Apache Atlas metadata attributes
Attributes are the key-value pairs that hold metadata details for entities and classifications.
- Technical Attributes
- These attributes are the entity fields that contain technical metadata defined in entity models. For the built-in entity types, Atlas collects this information from services on the cluster. These attributes are read-only in the UI but can be updated using the Atlas API. All entity types share basic metadata such as names and qualified names; however, the rest of the technical metadata is specific to the entity type.
- System Attributes
- These attributes are populated by Atlas when it creates an entity
instance. They include:
System Attribute Description Identifier in Advanced Search Type The Atlas entity type. __typeName
Status The entity status in Atlas: this field indicates if a data asset has been deleted; Atlas maintains the entity information after the asset no longer exists on the cluster. __state
Created By User The Atlas user who created this entity. Typically this is the Atlas system user. If an entity was created by an API call or created manually by users, the active user account would be included in this attribute. __createdBy
Last Modified User The Atlas user who last updated the entity, whether through Atlas metadata collection from a cluster service, an Atlas API, or a change through the Atlas UI. __modifiedBy
Created timestamp The date Atlas created the entity. Note that this field is different from the technical attribute for the creation date of the original data asset or operation. __timestamp
Last Modified timestamp The date when an entity was last updated in Atlas. Note that this field is different from the technical attribute for the last modification date of the actual data asset or operation on the cluster. __modificationTimestamp
GUID A unique identifier generated by Atlas. This is the 32-digit code found in the browser URL for an entity. __guid
Labels Label metadata added to an entity. __labels
User-Defined Properties Key-value pair metadata added to an entity. __customAttributes
Classifications Classifications added to an entity. __classificationNames
Propagated Classifications Classifications added to entities downstream from an entity where the classification was added by a user. __propagatedClassificationNames
— A concatenated string of classification names and attributes for an entity. This attribute is not available through the Atlas UI. __classificationsText
IsIncomplete A system indicator that entities were created because they were referenced in the metadata collected by a service other than the source type associated with the entity type. An entity is typically marked "isIncomplete" when Atlas receives metadata out of order from when the events occurred. If IsIncomplete entities remain “incomplete” for a long time, it may indicate that the original messages for entity metadata have not arrived. __isIncomplete
Classifications, labels, and user-defined properties are included as system attributes in the context of search. They are modeled as entity attributes so that when you access an entity (through the UI or API), you get all these entity-specific metadata.

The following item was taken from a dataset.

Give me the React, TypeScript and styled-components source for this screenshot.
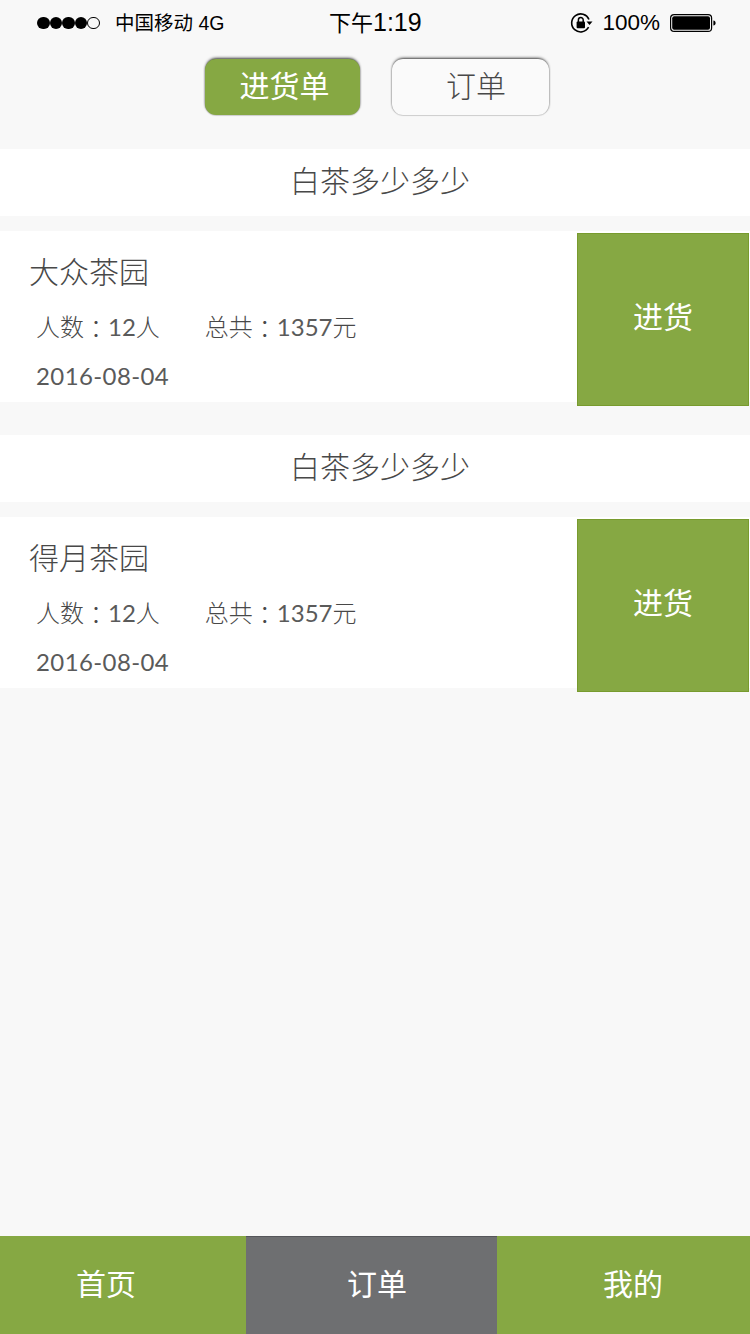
import React from "react";
import styled, {createGlobalStyle} from "styled-components";

const GREEN = "#86a843";
const TEXT = "#484848";
const CJK = `"Noto Sans CJK SC", sans-serif`;

const GlobalStyle = createGlobalStyle`
	html, body {
		margin: 0;
		padding: 0;
		background: #f8f8f8;
	}
	* {
		box-sizing: border-box;
	}
`;

const Page = styled.div`
	position: relative;
	width: 750px;
	height: 1334px;
	display: flex;
	flex-direction: column;
	overflow: hidden;
	background: #f8f8f8;
	font-family: Lato, ${CJK};
	font-weight: 300;
	color: ${TEXT};
`;

const StatusBar = styled.div`
	display: grid;
	grid-template-columns: 329px 92px 1fr;
	align-items: center;
	height: 46px;
	color: #000;
	font-family: "Liberation Sans", ${CJK};
	font-weight: 400;
`;

const StatusLeft = styled.div`
	display: flex;
	align-items: center;
	padding-left: 37px;
`;

const Dots = styled.div`
	display: flex;
	margin-right: 15px;
`;

const Dot = styled.span<{$empty?: boolean}>`
	width: 12.6px;
	height: 12.6px;
	border-radius: 50%;
	background: ${(p) => (p.$empty ? "transparent" : "#000")};
	border: ${(p) => (p.$empty ? "1.5px solid #000" : "none")};
`;

const Carrier = styled.span`
	padding-bottom: 4px;
	font-size: 19.5px;
	white-space: nowrap;
`;

const Clock = styled.span`
	padding-bottom: 5px;
	font-size: 22px;
	white-space: nowrap;
`;

const ClockDigits = styled.span`
	font-size: 25px;
`;

const StatusRight = styled.div`
	display: flex;
	align-items: center;
	justify-content: flex-end;
	padding-right: 34px;
`;

const Percent = styled.span`
	font-size: 22.5px;
	margin: 0 10px 0 9px;
`;

const Tabs = styled.div`
	display: flex;
	gap: 32px;
	margin-top: 13px;
	padding-left: 205px;
`;

const Tab = styled.div<{$active?: boolean}>`
	display: flex;
	align-items: center;
	justify-content: center;
	width: ${(p) => (p.$active ? "155px" : "157px")};
	height: 56px;
	padding: 0 0 7px ${(p) => (p.$active ? "4px" : "11px")};
	border-radius: 11px;
	font-size: 30px;
	font-weight: ${(p) => (p.$active ? 400 : 300)};
	background: ${(p) => (p.$active ? GREEN : "#fafafa")};
	color: ${(p) => (p.$active ? "#fff" : TEXT)};
	box-shadow: 0 -2px 3px -1px rgba(30, 30, 30, 0.85), 1px 0 2px -1px rgba(0, 0, 0, 0.5),
		-1px 0 2px -1px rgba(0, 0, 0, 0.5), 0 1px 1px rgba(0, 0, 0, 0.12);
`;

const Shop = styled.section`
	margin-top: 33px;
	&:first-of-type {
		margin-top: 34px;
	}
`;

const ShopHead = styled.div`
	display: flex;
	align-items: center;
	justify-content: center;
	height: 67px;
	padding: 0 0 8px 10px;
	background: #fff;
	font-size: 30px;
`;

const Card = styled.div`
	display: flex;
	justify-content: space-between;
	align-items: flex-start;
	height: 171px;
	margin-top: 15px;
	background: #fff;
`;

const CardInfo = styled.div`
	display: flex;
	flex-direction: column;
	padding: 19px 0 0 29px;
`;

const Garden = styled.div`
	font-size: 30px;
	line-height: 42px;
`;

const Meta = styled.div`
	display: flex;
	gap: 45px;
	margin-top: 16px;
	padding-left: 7px;
	font-size: 24px;
	line-height: 36px;
`;

const Colon = styled.span`
	display: inline-block;
	font-family: "Noto Sans CJK TC", sans-serif;
	transform: translateY(2px);
`;

const Num = styled.span`
	font-weight: 400;
	color: #5a5a5a;
`;

const DateLine = styled.div`
	margin-top: 13px;
	padding-left: 7px;
	font-size: 24px;
	font-weight: 400;
	line-height: 36px;
	letter-spacing: 0.4px;
	color: #5a5a5a;
`;

const RestockButton = styled.div`
	flex: none;
	display: flex;
	align-items: center;
	justify-content: center;
	width: 172px;
	height: 173px;
	margin: 2px 1px 0 0;
	padding-bottom: 10px;
	border: 1px solid #789b2e;
	background: ${GREEN};
	color: #fff;
	font-size: 30px;
	font-weight: 400;
`;

const BottomBar = styled.nav`
	display: grid;
	grid-template-columns: 246px 251px 253px;
	height: 98px;
	margin-top: auto;
`;

const BarItem = styled.div<{$active?: boolean; $shift: number}>`
	display: flex;
	align-items: center;
	justify-content: center;
	padding-bottom: 8px;
	padding-left: ${(p) => Math.max(p.$shift, 0)}px;
	padding-right: ${(p) => Math.max(-p.$shift, 0)}px;
	background: ${(p) => (p.$active ? "#6e6f71" : GREEN)};
	border-top: 1px solid ${(p) => (p.$active ? "#55565a" : GREEN)};
	color: #fff;
	font-size: 30px;
	font-weight: 400;
`;

const RotationLock = () => (
	<svg width="23" height="22" viewBox="0 0 23 22" fill="none">
		<path d="M18.6 15.2A9 9 0 1 1 19 7.5" stroke="#000" strokeWidth="1.6" />
		<path d="M16.5 9.5h6l-3 3.6z" fill="#000" />
		<rect x="6.6" y="9.6" width="8.4" height="6.6" rx="1" fill="#000" />
		<path d="M8.4 10V7.9a2.4 2.4 0 0 1 4.8 0V10" stroke="#000" strokeWidth="1.5" />
	</svg>
);

const Battery = () => (
	<svg width="46" height="18" viewBox="0 0 46 18">
		<rect x="0.6" y="0.6" width="41" height="16.8" rx="3.5" fill="none" stroke="#000" strokeWidth="1.2" />
		<rect x="2.2" y="2.2" width="37.8" height="13.6" rx="2" fill="#000" />
		<path d="M43.4 6.5c1.4.2 2.2 1.2 2.2 2.5s-.8 2.3-2.2 2.5z" fill="#000" />
	</svg>
);

const orders = [
	{garden: "大众茶园", people: "12", total: "1357", date: "2016-08-04"},
	{garden: "得月茶园", people: "12", total: "1357", date: "2016-08-04"},
];

export default function App() {
	return (
		<Page>
			<GlobalStyle />
			<StatusBar>
				<StatusLeft>
					<Dots>
						<Dot />
						<Dot />
						<Dot />
						<Dot />
						<Dot $empty />
					</Dots>
					<Carrier>中国移动 4G</Carrier>
				</StatusLeft>
				<Clock>
					下午<ClockDigits>1:19</ClockDigits>
				</Clock>
				<StatusRight>
					<RotationLock />
					<Percent>100%</Percent>
					<Battery />
				</StatusRight>
			</StatusBar>
			<Tabs>
				<Tab $active>进货单</Tab>
				<Tab>订单</Tab>
			</Tabs>
			{orders.map((order) => (
				<Shop key={order.garden}>
					<ShopHead>白茶多少多少</ShopHead>
					<Card>
						<CardInfo>
							<Garden>{order.garden}</Garden>
							<Meta>
								<span>
									人数<Colon>：</Colon>
									<Num>{order.people}</Num>人
								</span>
								<span>
									总共<Colon>：</Colon>
									<Num>{order.total}</Num>元
								</span>
							</Meta>
							<DateLine>{order.date}</DateLine>
						</CardInfo>
						<RestockButton>进货</RestockButton>
					</Card>
				</Shop>
			))}
			<BottomBar>
				<BarItem $shift={-34}>首页</BarItem>
				<BarItem $active $shift={11}>订单</BarItem>
				<BarItem $shift={19}>我的</BarItem>
			</BottomBar>
		</Page>
	);
}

- Business Metadata Attributes
- These attributes are populated in the Atlas UI or through API calls. They provide a way to extend the metadata stored for entity instances. You can define Business Metadata attributes to apply to a specific entity type or to many entity types. Administrators can control the users or groups who can set values for these attributes by creating a Ranger policy against the Business Metadata collection that contains the attribute.
- Classification Attributes
- These attributes are populated in the Atlas UI or through API
calls. They provide a way to enrich the worth of a classification
for searching, for access policies in Ranger, and for organizing
cluster data assets.
Classifications can also be assigned to entities through lineage: if the classification is defined to allow lineage propagation, a classification assigned to an entity is also assigned to all entities that have output relationships to the classified entity. The propagation applies to all further generations of the lineage. Note that Atlas distinguishes between classifications that were specifically assigned to an entity and classifications that were assigned through lineage propagation.
- User-defined Properties
- These attributes are populated in the Atlas UI or through API calls. They allow users to add metadata in the form of key-value pairs to any entity instance. Values are limited to strings. Both key and value are included in searches. They are not centrally managed like classifications or Business Metadata attributes. They are not accessible through Ranger for specifying access policies.
Defining attributes
- string
- Boolean
- byte
- short
- int
- float
- double
- long
- date
- enumeration
When you define an attribute, you an indicate that the value can include more than one entry. Atlas records multiple values in a comma-separated list. Thus, when searching on attributes with multiple values, users should use the logical operator "Contains" rather than "=" so the search matches on a single value rather than the whole list.